A note-taking app. Most phones have a simple note-taking app built-in. This is really helpful in remembering stuff. Some note-taking apps are Microsoft OneNote, Google Keep, Simple Note, Notion (free upgrade if you have an educational email), Evernote (freemium), and a whole slew of others.
A to-do list. This might be part of your note-taking app or a separate experience. Most note-taking apps include a format for a todo list. However, I use a separate app. Microsoft ToDo integrates nicely with Outlook and has a lot of useful functions like setting times for reminders and having different lists for different reasons. Again, the internet abounds with tasks apps, but Google Tasks works well if you use Google calendar.
Cloud storage. OneDrive. Dropbox. Google Drive. OneDrive is included with your Office account. Great for backing up and collaborating.
Figure Out Your Information Flow
We’re all being bombarded with information right now - Zoom meetings, Zoom lectures, e-mail always email, texts, notifications. The issue is how do you manage that inflow, triage it into a list of tasks, get stuff done, and go to bed at a reasonable hour having binged a little Star Trek or Walking Dead and done some light reading.
The library. If you can't go into the library, visit it on the web. Libraries, including Friedsam, have great web pages. Use them.

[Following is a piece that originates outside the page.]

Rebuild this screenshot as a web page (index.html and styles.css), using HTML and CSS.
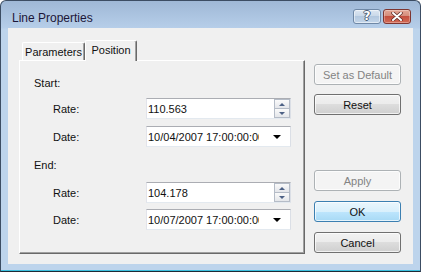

Google. If you don’t know how to do something, Google it. Just Google it. Google.
YouTube. Avoid radicalization on the fringe channels. YouTube is full of videos on how to use all the tools mentioned above. All these companies have YouTube channels. It’s worth watching a 10-minute tutorial if it saves you time and frustration that comes from not understanding how to do something.
Wikipedia. Use it to fact check. Is it perfect? No. But it’s good and it is responsible. See the above comment about avoiding online radicalization.
Wikimedia. Stuff you can use that won’t violate copyright law.
NY Times. Stay informed but not alarmed. SBU provides a subscription. If you haven’t signed up now is the time to do so. Info on the library page.